**EXERCISE DETAILS**:
Pull out every line below holding the word "TypeScript".

**THE RECORDS**:
◆ ◆ ◆ ◆ ◆ ◆ ◆
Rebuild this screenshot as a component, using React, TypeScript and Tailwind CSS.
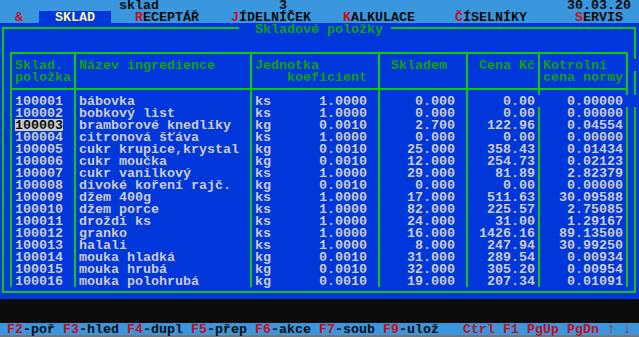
◆ ◆ ◆ ◆ ◆ ◆ ◆
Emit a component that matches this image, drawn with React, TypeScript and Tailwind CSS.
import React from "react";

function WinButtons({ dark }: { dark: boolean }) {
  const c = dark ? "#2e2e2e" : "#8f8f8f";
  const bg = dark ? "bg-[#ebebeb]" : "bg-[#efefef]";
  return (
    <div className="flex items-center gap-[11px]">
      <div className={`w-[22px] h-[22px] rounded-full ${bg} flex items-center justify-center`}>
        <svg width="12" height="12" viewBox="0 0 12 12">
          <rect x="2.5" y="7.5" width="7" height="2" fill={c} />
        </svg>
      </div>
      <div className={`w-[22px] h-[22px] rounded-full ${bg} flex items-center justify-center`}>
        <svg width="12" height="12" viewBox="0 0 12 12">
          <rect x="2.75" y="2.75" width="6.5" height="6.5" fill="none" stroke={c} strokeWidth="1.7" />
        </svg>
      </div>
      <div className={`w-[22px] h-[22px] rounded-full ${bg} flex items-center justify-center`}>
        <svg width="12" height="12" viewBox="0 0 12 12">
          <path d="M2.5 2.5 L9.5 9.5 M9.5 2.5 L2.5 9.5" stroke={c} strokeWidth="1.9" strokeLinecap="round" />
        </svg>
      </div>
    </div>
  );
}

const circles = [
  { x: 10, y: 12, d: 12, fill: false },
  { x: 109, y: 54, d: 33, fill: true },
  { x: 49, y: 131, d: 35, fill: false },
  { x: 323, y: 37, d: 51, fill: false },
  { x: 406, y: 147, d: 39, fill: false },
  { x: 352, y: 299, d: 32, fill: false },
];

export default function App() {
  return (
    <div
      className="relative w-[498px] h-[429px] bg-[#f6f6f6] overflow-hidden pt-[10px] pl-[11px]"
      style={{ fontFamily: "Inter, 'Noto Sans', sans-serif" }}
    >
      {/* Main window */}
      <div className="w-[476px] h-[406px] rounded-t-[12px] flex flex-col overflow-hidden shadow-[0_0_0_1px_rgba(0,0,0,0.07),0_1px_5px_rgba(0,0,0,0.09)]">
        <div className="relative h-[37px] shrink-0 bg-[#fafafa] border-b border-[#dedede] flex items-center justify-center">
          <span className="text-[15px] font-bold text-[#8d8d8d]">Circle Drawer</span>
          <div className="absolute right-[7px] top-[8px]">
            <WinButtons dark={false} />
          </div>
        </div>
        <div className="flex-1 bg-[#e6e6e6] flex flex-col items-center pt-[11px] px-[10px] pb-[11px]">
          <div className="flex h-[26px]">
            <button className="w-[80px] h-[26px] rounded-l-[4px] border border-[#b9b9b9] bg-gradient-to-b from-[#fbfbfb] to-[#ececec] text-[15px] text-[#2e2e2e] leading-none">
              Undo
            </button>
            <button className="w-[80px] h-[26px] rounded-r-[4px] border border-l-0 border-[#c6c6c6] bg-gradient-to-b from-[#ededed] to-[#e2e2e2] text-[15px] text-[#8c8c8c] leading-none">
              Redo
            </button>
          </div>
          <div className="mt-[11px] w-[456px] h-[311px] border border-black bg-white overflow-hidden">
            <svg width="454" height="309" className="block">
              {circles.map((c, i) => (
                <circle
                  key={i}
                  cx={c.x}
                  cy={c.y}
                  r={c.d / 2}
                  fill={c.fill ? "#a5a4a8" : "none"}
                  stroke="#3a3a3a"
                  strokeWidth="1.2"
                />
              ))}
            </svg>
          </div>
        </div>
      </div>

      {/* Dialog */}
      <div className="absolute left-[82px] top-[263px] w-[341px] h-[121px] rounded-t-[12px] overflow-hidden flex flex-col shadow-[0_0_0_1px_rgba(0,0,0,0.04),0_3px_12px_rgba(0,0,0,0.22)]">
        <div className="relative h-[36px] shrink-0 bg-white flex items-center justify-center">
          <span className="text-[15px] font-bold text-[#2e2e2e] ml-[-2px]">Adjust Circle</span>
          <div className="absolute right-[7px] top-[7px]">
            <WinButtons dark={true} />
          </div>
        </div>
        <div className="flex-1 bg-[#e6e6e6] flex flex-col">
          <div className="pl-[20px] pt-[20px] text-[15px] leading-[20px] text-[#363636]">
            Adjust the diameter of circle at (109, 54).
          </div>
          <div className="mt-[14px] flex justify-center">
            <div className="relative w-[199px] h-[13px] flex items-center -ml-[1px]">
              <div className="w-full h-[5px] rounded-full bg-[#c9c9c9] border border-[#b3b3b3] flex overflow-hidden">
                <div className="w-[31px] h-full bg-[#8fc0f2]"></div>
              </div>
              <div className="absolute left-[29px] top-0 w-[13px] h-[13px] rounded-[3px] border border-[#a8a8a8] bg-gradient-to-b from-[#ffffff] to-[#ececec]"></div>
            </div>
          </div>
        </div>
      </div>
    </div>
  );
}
◆ ◆ ◆ ◆ ◆ ◆ ◆
**TASK RESPONSE**:
Rebuild this screenshot as a component, using React, TypeScript and Tailwind CSS.
Emit a component that matches this image, drawn with React, TypeScript and Tailwind CSS.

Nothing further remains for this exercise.